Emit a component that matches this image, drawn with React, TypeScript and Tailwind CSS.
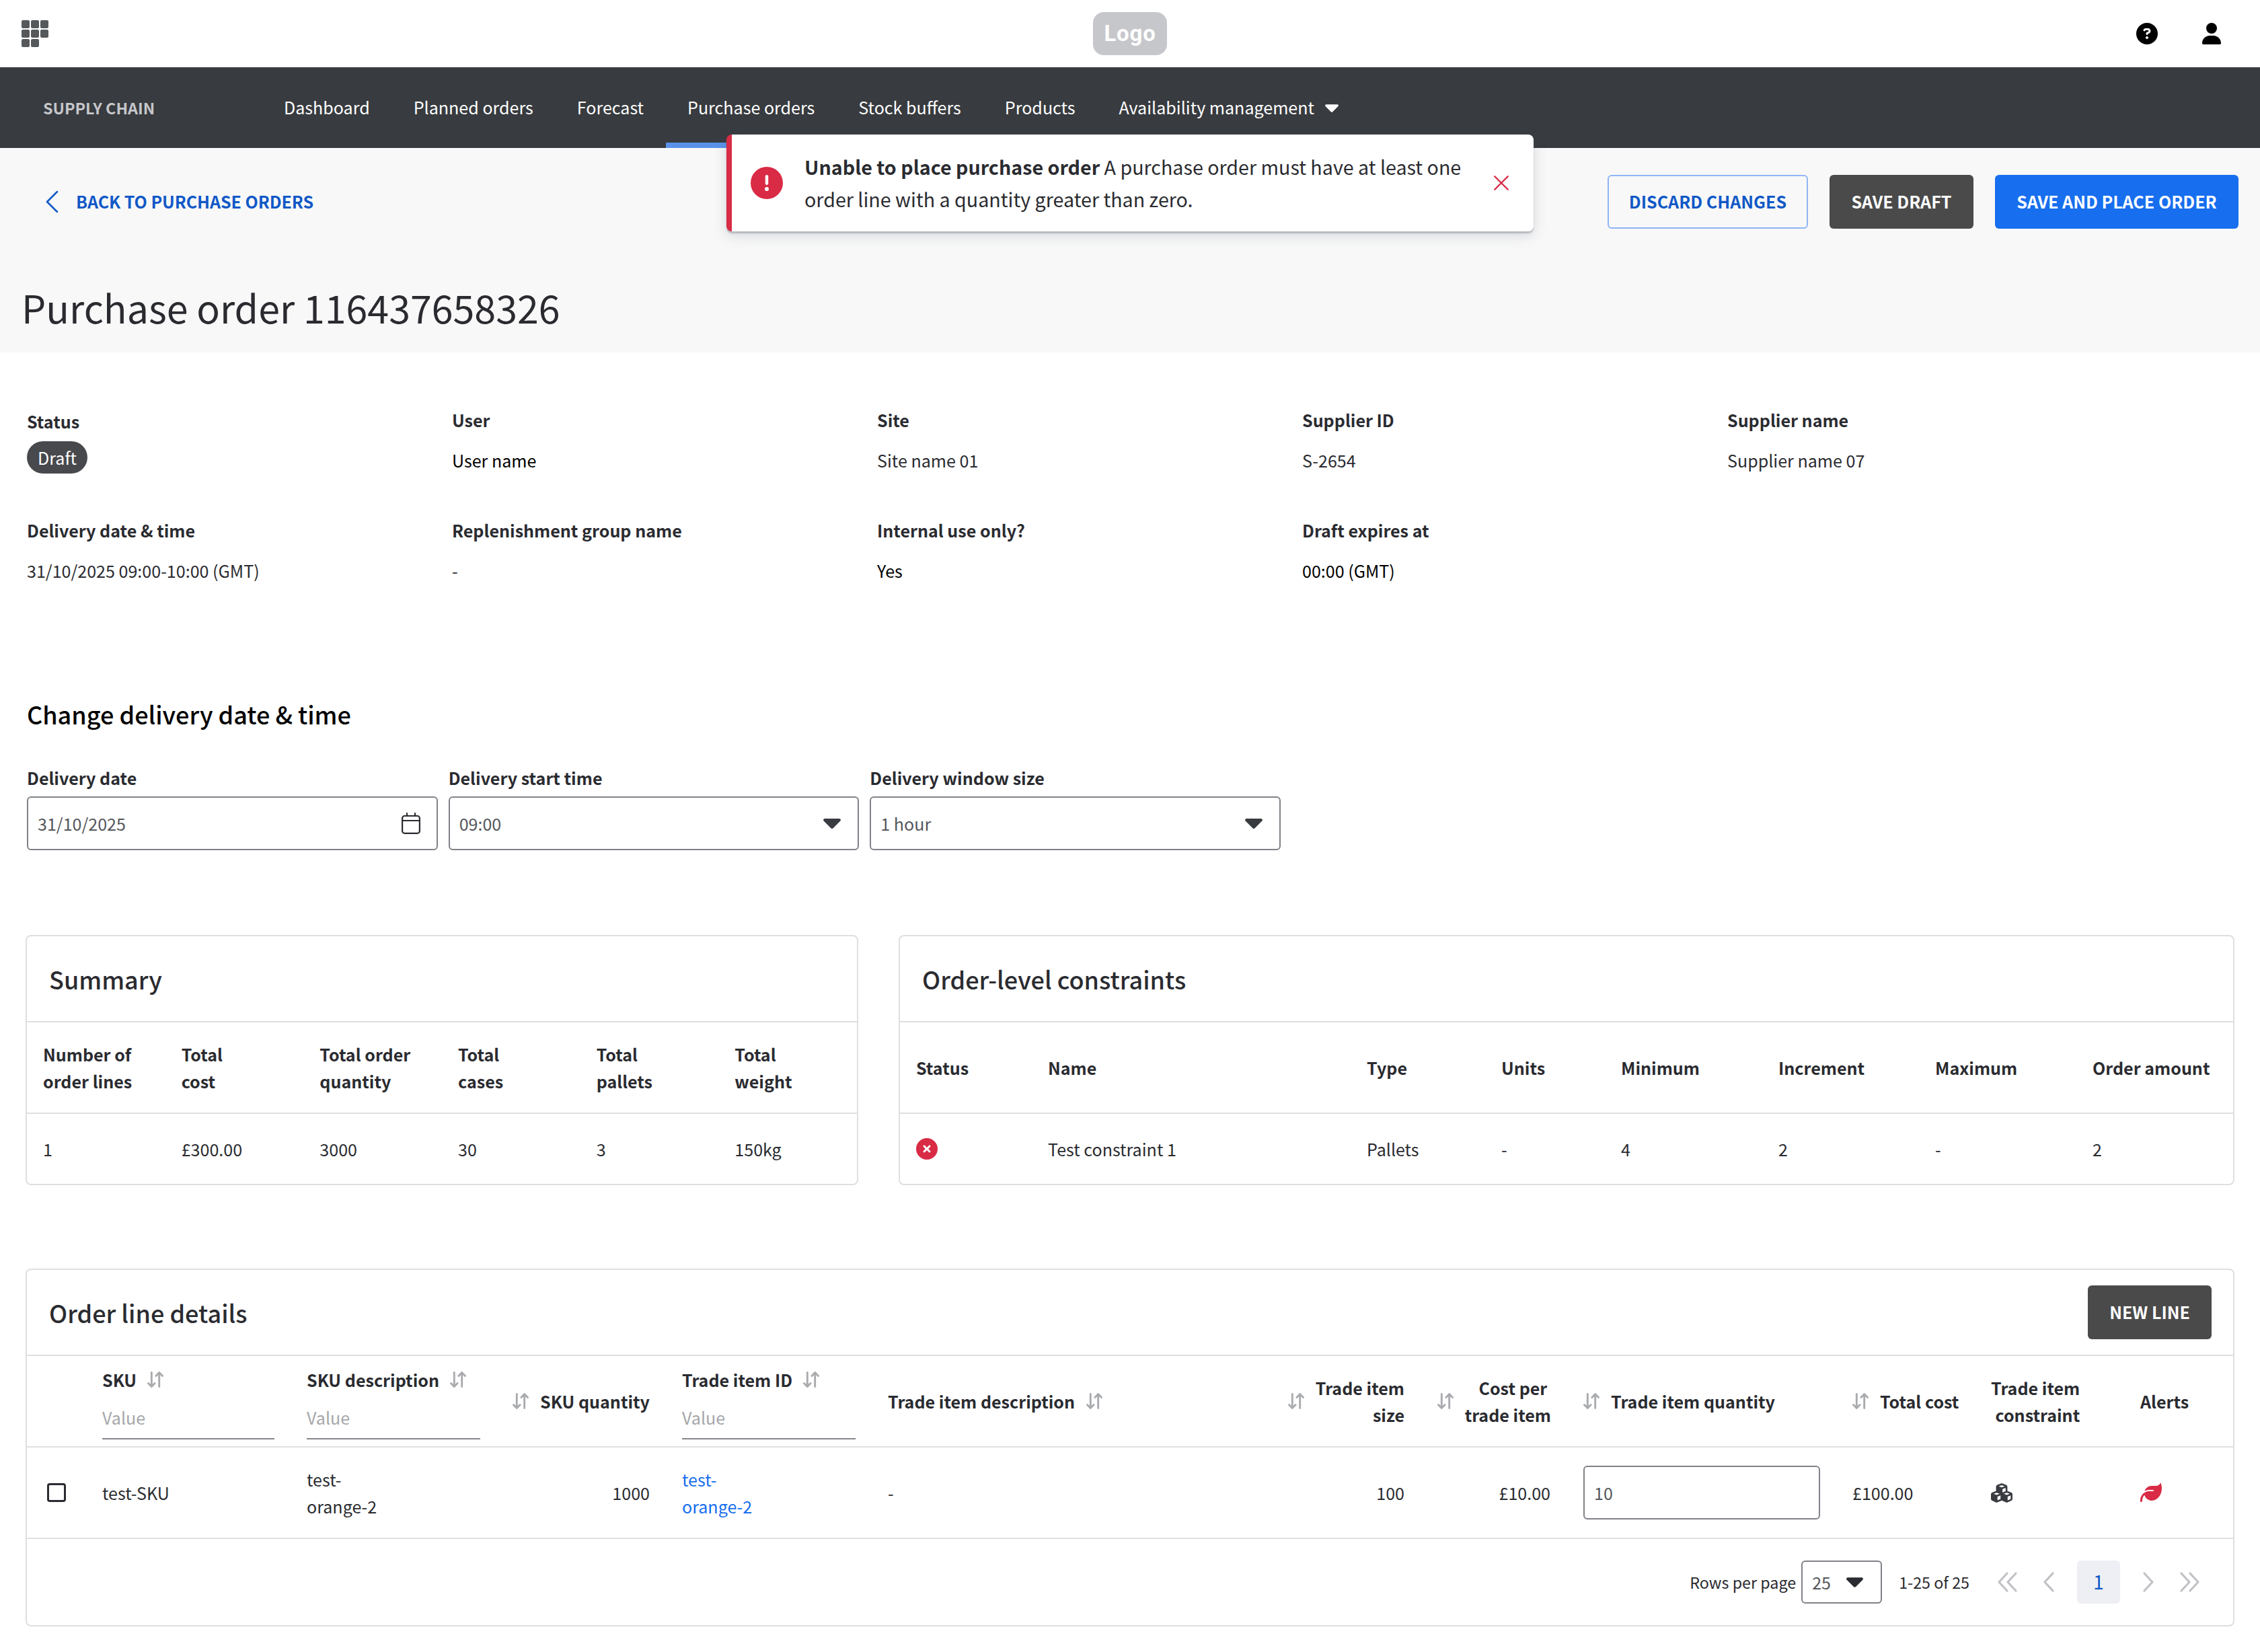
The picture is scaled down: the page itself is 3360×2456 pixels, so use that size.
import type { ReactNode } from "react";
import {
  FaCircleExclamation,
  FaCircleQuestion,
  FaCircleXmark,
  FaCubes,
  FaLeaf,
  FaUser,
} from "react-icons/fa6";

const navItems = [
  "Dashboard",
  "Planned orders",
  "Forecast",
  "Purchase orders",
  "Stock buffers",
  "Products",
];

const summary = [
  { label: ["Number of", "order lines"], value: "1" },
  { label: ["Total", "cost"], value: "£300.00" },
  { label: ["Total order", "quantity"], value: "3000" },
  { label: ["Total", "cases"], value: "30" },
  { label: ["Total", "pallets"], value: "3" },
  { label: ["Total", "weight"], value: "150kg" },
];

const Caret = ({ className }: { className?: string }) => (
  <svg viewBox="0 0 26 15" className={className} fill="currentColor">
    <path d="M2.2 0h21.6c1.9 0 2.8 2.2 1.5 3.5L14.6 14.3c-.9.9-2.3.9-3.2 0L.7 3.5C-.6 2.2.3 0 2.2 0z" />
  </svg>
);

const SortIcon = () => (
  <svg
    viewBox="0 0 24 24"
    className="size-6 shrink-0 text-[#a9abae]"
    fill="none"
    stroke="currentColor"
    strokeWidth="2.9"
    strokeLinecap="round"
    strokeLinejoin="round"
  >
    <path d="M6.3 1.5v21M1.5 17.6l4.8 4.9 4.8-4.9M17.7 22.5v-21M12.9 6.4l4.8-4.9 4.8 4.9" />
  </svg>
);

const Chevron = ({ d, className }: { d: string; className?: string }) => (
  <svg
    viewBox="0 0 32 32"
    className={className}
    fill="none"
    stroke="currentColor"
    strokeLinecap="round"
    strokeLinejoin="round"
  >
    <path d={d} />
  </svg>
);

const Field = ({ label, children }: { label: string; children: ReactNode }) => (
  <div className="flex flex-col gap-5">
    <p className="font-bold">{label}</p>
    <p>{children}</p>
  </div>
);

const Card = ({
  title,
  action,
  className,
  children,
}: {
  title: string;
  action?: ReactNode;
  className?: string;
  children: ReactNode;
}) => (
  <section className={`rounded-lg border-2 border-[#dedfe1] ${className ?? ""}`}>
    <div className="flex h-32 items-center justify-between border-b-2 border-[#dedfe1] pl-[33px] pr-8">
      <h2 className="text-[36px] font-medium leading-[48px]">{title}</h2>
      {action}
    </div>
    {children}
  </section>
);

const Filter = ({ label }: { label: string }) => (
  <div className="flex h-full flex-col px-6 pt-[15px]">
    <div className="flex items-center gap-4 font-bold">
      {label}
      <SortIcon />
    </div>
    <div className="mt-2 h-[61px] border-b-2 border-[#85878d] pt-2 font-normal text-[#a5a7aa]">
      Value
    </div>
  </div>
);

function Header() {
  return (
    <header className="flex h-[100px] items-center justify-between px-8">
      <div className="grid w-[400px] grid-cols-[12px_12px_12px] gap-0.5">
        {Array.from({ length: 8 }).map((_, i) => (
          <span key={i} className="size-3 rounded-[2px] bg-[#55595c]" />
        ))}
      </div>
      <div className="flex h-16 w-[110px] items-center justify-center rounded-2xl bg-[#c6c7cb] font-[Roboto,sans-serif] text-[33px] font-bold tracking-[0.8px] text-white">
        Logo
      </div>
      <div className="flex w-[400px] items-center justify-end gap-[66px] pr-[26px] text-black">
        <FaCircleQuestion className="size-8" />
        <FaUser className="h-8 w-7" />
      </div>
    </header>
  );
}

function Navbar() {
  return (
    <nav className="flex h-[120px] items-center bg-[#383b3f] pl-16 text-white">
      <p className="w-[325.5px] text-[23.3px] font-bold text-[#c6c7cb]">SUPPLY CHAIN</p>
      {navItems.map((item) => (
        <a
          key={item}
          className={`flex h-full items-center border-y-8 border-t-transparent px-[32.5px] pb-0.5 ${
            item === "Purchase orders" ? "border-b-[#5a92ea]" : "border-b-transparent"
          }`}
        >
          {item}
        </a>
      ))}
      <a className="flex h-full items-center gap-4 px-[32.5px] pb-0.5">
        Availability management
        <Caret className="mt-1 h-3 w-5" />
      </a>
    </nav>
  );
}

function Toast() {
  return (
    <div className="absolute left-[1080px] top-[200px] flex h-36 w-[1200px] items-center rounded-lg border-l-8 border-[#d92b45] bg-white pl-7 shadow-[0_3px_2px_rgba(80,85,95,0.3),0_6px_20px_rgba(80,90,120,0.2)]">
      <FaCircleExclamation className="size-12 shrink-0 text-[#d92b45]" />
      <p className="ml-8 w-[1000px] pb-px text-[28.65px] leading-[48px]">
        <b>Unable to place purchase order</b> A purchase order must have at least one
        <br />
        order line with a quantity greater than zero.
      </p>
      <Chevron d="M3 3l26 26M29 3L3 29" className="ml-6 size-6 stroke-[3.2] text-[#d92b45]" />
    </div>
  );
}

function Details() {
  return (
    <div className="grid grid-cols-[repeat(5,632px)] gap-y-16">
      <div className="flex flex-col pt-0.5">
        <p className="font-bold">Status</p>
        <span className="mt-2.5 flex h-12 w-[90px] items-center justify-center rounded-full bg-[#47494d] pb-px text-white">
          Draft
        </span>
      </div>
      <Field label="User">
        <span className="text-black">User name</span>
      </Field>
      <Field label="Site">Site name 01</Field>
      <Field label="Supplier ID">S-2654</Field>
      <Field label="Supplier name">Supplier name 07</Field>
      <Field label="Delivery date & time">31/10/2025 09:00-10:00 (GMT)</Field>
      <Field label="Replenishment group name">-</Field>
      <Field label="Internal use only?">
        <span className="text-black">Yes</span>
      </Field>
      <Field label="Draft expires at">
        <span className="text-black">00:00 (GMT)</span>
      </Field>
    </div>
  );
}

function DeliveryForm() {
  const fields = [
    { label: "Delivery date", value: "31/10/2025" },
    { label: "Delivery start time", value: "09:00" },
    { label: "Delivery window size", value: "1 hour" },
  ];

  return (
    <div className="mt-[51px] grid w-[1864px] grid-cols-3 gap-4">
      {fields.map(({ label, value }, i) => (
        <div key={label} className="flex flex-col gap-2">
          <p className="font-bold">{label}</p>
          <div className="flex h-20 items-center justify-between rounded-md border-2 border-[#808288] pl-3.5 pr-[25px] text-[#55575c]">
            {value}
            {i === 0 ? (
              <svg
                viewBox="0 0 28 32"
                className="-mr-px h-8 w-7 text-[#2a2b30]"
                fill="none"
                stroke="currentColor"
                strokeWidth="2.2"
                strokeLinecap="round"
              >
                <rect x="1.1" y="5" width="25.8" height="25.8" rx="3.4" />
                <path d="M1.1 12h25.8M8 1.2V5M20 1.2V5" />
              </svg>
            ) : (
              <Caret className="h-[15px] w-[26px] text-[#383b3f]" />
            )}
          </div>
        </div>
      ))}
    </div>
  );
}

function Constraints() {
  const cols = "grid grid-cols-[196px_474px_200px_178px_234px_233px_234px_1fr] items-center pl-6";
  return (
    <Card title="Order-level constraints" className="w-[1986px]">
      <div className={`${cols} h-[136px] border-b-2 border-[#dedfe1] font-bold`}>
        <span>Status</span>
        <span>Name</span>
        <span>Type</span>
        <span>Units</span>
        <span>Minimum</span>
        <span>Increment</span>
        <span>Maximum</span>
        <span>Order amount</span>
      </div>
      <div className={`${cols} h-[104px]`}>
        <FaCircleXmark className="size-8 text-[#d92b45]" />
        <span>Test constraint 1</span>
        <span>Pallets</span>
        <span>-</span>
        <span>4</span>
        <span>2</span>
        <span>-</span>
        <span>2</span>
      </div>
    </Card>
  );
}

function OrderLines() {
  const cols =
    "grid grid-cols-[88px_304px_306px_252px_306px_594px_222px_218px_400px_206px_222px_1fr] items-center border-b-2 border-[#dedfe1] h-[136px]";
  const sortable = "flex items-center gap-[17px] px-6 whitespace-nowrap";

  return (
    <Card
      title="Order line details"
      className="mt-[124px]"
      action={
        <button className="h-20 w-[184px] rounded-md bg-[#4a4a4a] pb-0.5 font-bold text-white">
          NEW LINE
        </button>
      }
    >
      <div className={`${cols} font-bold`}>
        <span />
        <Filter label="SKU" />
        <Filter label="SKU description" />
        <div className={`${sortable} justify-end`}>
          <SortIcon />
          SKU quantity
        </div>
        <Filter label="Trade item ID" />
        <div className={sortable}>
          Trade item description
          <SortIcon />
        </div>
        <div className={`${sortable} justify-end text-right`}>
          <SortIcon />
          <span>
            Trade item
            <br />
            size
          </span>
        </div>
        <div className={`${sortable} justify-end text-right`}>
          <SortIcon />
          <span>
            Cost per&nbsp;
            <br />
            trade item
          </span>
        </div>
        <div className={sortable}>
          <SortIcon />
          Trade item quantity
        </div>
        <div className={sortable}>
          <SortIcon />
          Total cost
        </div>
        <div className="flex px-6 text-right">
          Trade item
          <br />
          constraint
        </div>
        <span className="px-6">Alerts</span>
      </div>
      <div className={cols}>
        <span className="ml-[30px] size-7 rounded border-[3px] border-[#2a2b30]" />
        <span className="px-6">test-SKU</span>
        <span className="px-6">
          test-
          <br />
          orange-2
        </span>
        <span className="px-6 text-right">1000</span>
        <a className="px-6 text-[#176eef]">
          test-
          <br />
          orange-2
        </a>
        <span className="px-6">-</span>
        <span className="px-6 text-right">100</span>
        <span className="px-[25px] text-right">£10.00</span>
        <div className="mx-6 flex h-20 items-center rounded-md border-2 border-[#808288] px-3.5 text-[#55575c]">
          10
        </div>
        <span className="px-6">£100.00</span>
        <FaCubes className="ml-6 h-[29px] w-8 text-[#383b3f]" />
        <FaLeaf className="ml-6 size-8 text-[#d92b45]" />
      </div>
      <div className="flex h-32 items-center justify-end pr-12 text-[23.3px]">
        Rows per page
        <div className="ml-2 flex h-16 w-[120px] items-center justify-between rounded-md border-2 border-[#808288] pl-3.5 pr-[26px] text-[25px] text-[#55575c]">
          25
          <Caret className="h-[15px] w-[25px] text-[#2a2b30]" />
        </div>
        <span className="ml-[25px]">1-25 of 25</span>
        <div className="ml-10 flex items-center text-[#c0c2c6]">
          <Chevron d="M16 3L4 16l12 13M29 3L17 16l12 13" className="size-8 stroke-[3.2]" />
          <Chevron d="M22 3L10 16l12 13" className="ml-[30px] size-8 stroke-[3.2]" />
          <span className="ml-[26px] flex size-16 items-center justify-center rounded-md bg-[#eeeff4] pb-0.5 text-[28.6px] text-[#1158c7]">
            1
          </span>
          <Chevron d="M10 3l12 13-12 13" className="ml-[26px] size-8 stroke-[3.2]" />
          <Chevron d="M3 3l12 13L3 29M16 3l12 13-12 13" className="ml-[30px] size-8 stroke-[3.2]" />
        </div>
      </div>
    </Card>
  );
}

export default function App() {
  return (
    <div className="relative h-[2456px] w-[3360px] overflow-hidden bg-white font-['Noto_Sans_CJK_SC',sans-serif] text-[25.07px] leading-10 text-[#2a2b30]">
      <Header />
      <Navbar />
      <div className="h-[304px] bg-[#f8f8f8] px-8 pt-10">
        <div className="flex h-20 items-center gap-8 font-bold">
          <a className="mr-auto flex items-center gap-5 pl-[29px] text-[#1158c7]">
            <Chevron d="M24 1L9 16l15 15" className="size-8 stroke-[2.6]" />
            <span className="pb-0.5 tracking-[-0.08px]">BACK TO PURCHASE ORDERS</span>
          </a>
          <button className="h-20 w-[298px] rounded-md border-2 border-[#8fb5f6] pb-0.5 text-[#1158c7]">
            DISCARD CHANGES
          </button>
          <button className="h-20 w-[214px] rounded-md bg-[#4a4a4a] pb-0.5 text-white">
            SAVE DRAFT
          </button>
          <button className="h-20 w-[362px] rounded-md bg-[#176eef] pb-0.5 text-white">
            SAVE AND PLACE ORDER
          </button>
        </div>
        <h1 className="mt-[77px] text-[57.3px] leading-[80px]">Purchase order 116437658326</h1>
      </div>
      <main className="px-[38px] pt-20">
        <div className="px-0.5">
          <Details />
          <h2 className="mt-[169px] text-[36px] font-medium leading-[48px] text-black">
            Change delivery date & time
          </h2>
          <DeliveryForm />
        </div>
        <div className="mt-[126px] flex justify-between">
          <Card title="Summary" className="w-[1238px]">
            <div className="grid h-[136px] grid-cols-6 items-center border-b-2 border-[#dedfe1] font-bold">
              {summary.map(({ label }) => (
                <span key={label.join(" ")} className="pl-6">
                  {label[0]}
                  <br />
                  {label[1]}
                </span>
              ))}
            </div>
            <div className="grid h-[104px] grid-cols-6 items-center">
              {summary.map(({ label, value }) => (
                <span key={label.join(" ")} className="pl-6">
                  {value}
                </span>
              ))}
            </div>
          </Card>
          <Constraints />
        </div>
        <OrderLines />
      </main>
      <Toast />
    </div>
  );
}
__________
WRITTEN INSTRUCTION:
Search the preceding listing for the word "with" and pull out every line that holds it.

TASK SOLUTION:
Emit a component that matches this image, drawn with React, TypeScript and Tailwind CSS.
        order line with a quantity greater than zero.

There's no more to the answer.